# Exercise description
Without any pictures, restate the lines from the one containing "Clone this screenshot" to the one containing "border-[#eaeaea] pt-2 pb-1.5", word for word, ends included.

(Pages as source code)
____________

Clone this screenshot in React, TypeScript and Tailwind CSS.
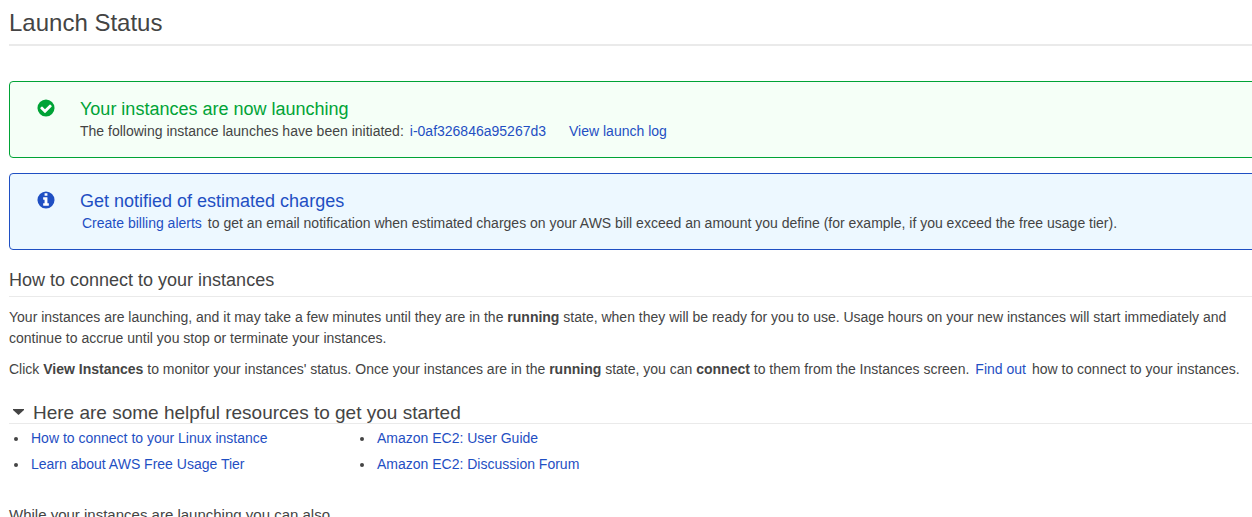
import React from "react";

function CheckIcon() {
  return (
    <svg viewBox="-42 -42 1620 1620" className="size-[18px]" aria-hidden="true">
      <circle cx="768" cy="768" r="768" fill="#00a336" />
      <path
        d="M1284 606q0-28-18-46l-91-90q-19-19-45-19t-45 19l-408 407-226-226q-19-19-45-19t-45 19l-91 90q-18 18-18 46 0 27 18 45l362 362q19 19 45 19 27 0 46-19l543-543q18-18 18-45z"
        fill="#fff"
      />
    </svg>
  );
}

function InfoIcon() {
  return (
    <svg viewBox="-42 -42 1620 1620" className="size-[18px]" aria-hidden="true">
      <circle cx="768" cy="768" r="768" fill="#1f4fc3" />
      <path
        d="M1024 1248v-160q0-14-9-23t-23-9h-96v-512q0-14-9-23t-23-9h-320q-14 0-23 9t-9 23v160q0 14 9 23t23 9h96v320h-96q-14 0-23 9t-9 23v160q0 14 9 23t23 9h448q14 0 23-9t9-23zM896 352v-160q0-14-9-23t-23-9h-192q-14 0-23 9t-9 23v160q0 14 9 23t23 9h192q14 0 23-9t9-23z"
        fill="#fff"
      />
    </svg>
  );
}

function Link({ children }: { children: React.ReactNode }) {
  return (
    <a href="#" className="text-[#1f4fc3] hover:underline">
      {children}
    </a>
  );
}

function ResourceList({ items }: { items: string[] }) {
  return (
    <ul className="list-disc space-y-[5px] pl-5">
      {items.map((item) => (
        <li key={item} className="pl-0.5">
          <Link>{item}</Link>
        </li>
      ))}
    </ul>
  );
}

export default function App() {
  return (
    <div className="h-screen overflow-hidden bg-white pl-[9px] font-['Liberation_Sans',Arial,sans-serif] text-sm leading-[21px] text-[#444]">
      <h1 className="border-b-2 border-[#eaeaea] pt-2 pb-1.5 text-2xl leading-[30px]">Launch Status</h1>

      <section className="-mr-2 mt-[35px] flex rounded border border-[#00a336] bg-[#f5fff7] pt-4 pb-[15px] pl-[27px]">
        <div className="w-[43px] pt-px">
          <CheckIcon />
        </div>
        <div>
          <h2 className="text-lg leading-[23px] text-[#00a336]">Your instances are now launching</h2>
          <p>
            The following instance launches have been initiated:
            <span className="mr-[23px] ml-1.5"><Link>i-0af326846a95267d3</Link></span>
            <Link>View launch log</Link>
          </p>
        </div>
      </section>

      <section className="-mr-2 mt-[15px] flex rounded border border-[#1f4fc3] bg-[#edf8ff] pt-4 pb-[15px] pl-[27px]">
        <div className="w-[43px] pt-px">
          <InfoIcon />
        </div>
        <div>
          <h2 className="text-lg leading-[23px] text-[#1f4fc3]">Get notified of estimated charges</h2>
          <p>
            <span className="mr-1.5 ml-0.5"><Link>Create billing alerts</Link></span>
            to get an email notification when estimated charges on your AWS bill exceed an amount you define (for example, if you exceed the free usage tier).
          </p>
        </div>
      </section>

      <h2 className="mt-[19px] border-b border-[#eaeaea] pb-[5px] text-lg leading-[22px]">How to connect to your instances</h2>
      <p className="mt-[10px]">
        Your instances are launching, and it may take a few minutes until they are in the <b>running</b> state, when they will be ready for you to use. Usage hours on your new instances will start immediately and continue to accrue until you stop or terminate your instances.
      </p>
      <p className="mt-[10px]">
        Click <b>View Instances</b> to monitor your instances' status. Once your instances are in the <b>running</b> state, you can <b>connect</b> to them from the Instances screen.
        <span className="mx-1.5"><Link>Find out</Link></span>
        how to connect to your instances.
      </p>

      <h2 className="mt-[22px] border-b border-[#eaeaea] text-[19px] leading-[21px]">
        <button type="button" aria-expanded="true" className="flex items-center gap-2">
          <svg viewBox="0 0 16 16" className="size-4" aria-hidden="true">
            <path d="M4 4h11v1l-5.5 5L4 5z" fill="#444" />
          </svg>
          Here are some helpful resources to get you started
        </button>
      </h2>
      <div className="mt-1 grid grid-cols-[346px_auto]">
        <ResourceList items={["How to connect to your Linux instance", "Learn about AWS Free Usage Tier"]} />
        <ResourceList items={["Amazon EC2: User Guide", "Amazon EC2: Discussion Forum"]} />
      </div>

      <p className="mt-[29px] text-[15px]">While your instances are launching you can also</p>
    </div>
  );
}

____________

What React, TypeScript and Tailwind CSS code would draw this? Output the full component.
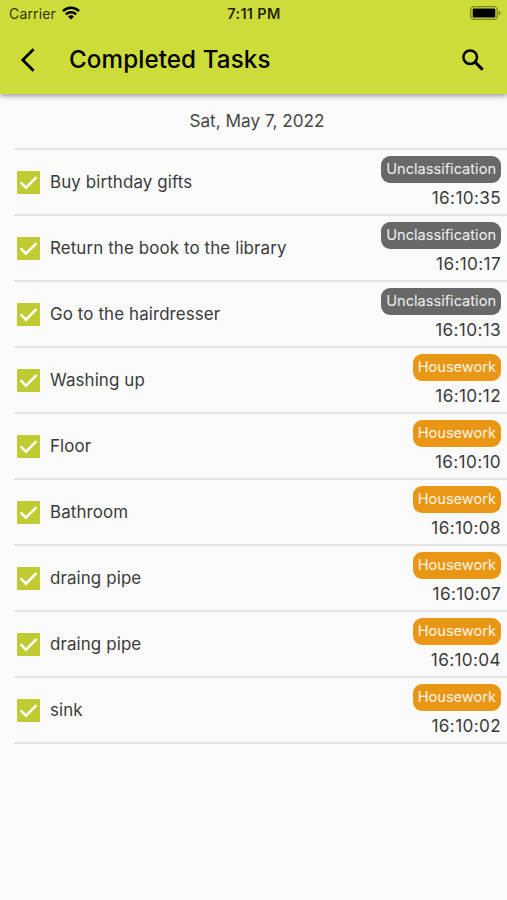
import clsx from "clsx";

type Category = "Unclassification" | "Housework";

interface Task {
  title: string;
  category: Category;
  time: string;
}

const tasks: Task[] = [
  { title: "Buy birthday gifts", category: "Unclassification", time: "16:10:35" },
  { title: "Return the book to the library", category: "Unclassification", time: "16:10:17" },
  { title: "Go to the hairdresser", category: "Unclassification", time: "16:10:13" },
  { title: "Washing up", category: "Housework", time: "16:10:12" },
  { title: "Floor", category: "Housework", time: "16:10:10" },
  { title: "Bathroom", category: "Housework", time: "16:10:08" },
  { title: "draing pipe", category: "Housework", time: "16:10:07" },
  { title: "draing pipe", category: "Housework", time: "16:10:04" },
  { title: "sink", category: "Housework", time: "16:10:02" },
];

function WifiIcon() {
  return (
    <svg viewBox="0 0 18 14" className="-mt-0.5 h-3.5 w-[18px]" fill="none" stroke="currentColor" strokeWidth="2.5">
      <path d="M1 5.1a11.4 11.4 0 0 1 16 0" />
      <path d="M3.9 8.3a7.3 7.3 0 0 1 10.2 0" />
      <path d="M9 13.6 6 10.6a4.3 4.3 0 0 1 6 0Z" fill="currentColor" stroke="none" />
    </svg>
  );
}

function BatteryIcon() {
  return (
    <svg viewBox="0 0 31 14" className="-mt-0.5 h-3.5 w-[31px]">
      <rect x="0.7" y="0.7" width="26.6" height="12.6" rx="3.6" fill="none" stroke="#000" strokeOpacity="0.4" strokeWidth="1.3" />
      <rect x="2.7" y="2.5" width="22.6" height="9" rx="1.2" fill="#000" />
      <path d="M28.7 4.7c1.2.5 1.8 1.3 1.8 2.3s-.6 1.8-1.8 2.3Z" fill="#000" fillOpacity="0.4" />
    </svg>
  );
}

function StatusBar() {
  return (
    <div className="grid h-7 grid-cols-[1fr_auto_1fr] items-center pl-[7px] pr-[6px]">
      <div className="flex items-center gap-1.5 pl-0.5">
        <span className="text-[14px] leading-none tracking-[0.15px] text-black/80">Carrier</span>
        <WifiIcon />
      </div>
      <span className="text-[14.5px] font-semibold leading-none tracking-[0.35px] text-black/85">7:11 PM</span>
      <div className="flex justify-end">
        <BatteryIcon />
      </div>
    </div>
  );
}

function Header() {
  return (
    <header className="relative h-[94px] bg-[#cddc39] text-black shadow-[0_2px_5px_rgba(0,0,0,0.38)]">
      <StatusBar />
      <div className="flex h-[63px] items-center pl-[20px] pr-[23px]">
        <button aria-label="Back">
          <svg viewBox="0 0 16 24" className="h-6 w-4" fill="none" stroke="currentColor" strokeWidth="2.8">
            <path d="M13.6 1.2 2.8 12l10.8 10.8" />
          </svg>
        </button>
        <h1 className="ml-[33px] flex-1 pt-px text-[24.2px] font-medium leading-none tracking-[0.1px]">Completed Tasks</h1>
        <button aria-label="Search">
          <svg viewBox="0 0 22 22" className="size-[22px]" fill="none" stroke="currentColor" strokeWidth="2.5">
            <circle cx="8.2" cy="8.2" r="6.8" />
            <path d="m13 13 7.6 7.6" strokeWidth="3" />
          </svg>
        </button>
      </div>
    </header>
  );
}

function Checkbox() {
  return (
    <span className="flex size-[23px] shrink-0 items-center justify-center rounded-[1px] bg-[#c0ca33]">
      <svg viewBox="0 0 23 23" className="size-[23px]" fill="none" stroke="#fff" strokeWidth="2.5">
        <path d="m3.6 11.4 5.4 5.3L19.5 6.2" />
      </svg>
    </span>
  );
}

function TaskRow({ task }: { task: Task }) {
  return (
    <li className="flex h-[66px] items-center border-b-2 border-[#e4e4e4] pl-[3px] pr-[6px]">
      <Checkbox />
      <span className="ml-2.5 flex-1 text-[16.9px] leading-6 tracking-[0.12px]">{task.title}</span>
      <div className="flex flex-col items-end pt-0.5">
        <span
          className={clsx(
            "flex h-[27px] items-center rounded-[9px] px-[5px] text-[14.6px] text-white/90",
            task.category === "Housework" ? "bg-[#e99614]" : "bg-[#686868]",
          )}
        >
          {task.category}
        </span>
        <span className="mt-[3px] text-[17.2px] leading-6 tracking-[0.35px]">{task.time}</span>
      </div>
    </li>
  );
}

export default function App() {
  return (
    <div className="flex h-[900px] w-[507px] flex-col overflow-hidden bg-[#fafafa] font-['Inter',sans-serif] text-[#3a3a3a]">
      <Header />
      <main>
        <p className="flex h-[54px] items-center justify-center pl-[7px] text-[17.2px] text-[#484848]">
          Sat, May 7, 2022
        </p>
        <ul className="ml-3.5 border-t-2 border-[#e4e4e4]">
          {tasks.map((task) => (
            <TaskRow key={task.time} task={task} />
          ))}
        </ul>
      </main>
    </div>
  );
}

____________

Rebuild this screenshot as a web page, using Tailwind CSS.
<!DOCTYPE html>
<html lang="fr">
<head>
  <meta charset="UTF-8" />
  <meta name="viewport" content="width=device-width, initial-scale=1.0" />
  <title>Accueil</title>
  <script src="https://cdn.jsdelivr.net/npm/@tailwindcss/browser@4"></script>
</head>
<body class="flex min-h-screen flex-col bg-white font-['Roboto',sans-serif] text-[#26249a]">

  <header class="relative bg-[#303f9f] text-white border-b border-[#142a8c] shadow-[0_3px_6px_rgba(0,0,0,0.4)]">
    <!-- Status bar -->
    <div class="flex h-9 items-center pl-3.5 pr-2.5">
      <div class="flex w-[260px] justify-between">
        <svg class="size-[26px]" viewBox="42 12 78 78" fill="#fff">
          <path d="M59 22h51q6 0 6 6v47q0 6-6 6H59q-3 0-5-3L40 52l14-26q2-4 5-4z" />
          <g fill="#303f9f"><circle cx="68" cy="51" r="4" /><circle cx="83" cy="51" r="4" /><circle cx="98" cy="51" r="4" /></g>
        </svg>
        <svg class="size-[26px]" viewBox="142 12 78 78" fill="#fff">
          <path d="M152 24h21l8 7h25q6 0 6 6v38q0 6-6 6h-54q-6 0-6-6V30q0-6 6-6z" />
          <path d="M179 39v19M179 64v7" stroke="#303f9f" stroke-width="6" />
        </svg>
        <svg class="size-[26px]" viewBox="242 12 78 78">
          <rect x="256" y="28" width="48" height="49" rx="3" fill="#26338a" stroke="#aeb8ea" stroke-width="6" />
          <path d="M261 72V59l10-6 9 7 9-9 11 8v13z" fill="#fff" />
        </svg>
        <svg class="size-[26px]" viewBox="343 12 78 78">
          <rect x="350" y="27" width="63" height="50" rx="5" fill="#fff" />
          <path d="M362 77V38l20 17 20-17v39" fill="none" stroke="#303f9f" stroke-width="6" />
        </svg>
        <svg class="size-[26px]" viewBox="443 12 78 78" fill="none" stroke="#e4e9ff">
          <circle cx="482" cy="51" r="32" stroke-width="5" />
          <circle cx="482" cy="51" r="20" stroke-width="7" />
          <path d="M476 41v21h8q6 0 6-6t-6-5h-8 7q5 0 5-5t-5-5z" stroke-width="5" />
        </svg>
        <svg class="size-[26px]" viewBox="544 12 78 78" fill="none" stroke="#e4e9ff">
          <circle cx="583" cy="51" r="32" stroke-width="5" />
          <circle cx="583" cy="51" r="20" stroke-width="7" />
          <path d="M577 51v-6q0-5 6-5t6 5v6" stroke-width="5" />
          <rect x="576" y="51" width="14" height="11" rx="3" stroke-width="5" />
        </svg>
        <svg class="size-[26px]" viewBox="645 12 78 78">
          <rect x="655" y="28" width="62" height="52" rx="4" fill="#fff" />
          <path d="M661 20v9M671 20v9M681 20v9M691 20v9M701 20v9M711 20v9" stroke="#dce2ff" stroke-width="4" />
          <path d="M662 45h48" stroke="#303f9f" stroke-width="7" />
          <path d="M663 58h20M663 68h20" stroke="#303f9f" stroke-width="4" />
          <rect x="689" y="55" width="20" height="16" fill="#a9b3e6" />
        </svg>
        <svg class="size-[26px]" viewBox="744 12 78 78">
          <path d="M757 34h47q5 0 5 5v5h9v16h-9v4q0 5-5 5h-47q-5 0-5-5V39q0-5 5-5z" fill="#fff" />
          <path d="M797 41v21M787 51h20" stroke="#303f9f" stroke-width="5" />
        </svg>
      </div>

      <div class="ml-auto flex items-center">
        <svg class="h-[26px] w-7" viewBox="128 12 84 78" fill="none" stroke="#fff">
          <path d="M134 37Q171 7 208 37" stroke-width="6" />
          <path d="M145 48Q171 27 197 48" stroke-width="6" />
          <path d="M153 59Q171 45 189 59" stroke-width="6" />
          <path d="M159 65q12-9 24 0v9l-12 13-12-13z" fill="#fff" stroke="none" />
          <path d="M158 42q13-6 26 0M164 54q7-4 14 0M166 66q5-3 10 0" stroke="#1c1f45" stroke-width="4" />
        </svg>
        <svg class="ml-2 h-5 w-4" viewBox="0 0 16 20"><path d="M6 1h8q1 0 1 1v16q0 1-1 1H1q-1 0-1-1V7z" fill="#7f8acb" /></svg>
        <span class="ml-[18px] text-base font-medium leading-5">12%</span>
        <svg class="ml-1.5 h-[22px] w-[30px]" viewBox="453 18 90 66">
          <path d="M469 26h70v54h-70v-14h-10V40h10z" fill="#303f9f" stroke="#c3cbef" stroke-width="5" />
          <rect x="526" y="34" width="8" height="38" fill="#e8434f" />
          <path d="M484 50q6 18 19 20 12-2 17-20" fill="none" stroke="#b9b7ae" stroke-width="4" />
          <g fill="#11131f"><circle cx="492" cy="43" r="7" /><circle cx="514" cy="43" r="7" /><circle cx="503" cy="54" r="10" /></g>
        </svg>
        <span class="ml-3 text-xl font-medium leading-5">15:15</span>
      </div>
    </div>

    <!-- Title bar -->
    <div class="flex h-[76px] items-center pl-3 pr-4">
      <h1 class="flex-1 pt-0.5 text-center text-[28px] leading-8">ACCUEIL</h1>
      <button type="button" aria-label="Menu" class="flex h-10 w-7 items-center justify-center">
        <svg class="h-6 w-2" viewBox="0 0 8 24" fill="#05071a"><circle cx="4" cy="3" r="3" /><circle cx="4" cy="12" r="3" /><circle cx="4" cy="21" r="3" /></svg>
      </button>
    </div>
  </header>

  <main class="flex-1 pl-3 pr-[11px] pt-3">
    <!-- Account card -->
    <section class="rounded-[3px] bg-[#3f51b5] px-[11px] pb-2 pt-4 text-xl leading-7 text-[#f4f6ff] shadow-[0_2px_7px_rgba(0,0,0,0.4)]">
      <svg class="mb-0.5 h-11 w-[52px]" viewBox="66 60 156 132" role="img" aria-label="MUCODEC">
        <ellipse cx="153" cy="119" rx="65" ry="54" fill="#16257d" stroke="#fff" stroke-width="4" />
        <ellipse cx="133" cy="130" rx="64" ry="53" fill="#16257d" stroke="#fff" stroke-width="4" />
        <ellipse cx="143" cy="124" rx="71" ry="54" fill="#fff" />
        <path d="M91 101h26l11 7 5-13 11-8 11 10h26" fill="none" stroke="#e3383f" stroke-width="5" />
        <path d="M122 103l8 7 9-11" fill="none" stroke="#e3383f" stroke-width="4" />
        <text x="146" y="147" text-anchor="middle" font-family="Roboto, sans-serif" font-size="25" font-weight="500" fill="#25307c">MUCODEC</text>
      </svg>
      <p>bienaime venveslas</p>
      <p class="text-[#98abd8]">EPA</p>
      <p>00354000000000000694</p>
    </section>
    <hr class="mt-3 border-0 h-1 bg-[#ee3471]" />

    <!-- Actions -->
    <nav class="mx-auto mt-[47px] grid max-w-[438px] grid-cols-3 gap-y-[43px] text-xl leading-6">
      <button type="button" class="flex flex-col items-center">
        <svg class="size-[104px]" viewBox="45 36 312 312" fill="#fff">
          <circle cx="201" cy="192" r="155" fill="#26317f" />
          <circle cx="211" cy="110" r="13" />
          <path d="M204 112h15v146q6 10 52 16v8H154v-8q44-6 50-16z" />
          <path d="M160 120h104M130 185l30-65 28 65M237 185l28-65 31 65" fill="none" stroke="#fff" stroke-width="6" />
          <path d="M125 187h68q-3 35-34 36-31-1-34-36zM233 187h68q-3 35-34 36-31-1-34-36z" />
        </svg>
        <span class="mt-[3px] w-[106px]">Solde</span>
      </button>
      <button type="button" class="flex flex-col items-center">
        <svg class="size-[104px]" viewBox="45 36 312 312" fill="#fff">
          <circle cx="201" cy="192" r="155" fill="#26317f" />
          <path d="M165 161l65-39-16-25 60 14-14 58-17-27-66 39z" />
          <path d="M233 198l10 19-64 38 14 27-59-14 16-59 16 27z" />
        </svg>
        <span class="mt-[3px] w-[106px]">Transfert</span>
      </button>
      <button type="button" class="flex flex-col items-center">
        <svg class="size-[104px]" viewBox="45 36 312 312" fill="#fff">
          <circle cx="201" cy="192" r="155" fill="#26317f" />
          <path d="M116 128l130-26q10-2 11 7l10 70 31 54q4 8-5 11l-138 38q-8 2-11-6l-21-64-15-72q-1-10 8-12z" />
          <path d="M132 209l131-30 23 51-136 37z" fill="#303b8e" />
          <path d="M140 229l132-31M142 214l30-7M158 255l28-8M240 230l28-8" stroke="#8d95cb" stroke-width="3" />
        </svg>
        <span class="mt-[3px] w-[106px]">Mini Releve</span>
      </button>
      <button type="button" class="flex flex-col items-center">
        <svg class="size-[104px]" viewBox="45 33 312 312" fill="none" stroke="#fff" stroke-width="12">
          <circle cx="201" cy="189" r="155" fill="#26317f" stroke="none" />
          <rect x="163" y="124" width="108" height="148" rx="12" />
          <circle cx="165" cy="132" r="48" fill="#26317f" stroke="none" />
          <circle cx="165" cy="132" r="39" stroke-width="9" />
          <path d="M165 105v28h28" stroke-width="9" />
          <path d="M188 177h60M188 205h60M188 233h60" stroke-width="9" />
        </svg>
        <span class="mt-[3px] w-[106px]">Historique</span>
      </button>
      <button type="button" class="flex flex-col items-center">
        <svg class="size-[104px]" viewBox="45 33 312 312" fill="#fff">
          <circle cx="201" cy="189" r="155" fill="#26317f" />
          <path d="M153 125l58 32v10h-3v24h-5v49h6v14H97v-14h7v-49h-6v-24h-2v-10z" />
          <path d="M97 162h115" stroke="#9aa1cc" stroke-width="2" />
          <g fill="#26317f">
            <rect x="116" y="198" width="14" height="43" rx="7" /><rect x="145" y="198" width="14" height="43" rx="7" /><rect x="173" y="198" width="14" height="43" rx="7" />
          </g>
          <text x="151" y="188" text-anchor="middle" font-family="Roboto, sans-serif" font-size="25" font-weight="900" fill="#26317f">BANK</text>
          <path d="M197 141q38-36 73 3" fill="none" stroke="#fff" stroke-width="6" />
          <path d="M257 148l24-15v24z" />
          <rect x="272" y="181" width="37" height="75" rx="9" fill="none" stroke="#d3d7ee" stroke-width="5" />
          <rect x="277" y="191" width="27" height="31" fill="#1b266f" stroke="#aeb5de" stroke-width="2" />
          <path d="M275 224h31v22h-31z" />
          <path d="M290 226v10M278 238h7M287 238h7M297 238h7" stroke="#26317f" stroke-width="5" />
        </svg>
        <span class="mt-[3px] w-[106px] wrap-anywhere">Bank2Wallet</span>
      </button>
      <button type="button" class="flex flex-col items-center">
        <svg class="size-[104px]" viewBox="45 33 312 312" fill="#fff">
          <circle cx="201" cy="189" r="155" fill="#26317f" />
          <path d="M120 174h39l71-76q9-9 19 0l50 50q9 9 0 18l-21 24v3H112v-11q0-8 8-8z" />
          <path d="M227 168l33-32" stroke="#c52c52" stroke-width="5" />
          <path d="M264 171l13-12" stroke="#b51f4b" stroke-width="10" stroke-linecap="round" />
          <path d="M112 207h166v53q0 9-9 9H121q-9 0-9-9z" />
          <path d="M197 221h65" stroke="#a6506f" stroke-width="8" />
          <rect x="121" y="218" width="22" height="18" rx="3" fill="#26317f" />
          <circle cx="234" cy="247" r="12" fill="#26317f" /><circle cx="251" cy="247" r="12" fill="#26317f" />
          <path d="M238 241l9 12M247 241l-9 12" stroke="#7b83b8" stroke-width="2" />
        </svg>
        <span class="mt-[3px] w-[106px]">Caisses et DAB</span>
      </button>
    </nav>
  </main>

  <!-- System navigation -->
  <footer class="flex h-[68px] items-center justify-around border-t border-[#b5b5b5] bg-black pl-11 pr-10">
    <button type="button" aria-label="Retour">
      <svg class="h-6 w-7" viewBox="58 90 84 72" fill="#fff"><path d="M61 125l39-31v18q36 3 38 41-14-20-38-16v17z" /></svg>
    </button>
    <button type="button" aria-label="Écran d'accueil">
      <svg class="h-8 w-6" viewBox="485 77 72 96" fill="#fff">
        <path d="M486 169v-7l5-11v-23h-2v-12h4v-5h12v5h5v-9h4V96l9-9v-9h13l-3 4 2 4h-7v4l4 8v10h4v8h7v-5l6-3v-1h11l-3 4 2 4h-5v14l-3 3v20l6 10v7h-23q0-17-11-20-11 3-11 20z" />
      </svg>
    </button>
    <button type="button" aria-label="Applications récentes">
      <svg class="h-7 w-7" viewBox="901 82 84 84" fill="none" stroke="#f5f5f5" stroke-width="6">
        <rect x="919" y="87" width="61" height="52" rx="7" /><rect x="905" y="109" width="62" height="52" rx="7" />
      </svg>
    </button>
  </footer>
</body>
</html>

____________

# Exercise response
Clone this screenshot in React, TypeScript and Tailwind CSS.
import React from "react";

function CheckIcon() {
  return (
    <svg viewBox="-42 -42 1620 1620" className="size-[18px]" aria-hidden="true">
      <circle cx="768" cy="768" r="768" fill="#00a336" />
      <path
        d="M1284 606q0-28-18-46l-91-90q-19-19-45-19t-45 19l-408 407-226-226q-19-19-45-19t-45 19l-91 90q-18 18-18 46 0 27 18 45l362 362q19 19 45 19 27 0 46-19l543-543q18-18 18-45z"
        fill="#fff"
      />
    </svg>
  );
}

function InfoIcon() {
  return (
    <svg viewBox="-42 -42 1620 1620" className="size-[18px]" aria-hidden="true">
      <circle cx="768" cy="768" r="768" fill="#1f4fc3" />
      <path
        d="M1024 1248v-160q0-14-9-23t-23-9h-96v-512q0-14-9-23t-23-9h-320q-14 0-23 9t-9 23v160q0 14 9 23t23 9h96v320h-96q-14 0-23 9t-9 23v160q0 14 9 23t23 9h448q14 0 23-9t9-23zM896 352v-160q0-14-9-23t-23-9h-192q-14 0-23 9t-9 23v160q0 14 9 23t23 9h192q14 0 23-9t9-23z"
        fill="#fff"
      />
    </svg>
  );
}

function Link({ children }: { children: React.ReactNode }) {
  return (
    <a href="#" className="text-[#1f4fc3] hover:underline">
      {children}
    </a>
  );
}

function ResourceList({ items }: { items: string[] }) {
  return (
    <ul className="list-disc space-y-[5px] pl-5">
      {items.map((item) => (
        <li key={item} className="pl-0.5">
          <Link>{item}</Link>
        </li>
      ))}
    </ul>
  );
}

export default function App() {
  return (
    <div className="h-screen overflow-hidden bg-white pl-[9px] font-['Liberation_Sans',Arial,sans-serif] text-sm leading-[21px] text-[#444]">
      <h1 className="border-b-2 border-[#eaeaea] pt-2 pb-1.5 text-2xl leading-[30px]">Launch Status</h1>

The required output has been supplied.